Objective eed9f6b5 (deno #35516) burned a full extra implement+review cycle (~1h) because the first implementer's commit "vanished" — the worker's goal literally read "previous worker reported commit 444923e92019 but Orcha PR creation says there are no commits between main and the push branch."
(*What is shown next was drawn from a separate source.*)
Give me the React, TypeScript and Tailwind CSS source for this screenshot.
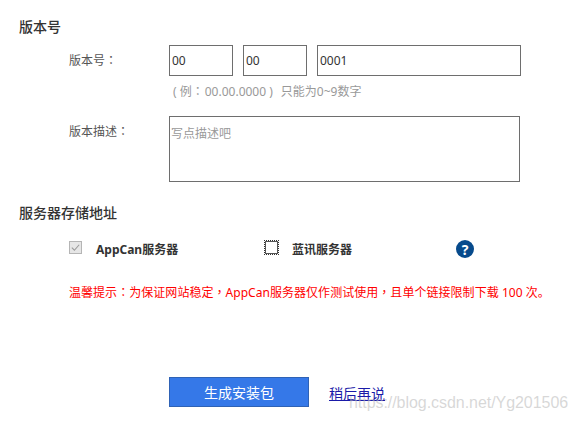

Root cause is in reconcileSubmodulePins, exposed by the partition-skip optimization (#60) interacting with the reconcile step (#47):

  1. deno's WPT suite (tests/wpt/suite) is partition-skipped as oversized, so prep leaves it an empty placeholder dir with no .git.
  2. reconcileSubmodulePins iterated all .gitmodules paths — including the skipped WPT — and ran git -C tests/wpt/suite checkout --detach --force <pin>.
  3. With no repo in the empty dir, git -C walked up to the superproject and detached its HEAD onto the WPT commit d85e753…, during prep, before the agent started.
  4. The agent (codex) booted into detached-HEAD, ran git checkout main to recover, and committed its fix on main instead of orcha/impl-<id>.
  5. Orcha publishes from orcha/impl-<id>, still at base → "no commits between main and the push branch" → manager re-spawned a reapply worker + second reviewer.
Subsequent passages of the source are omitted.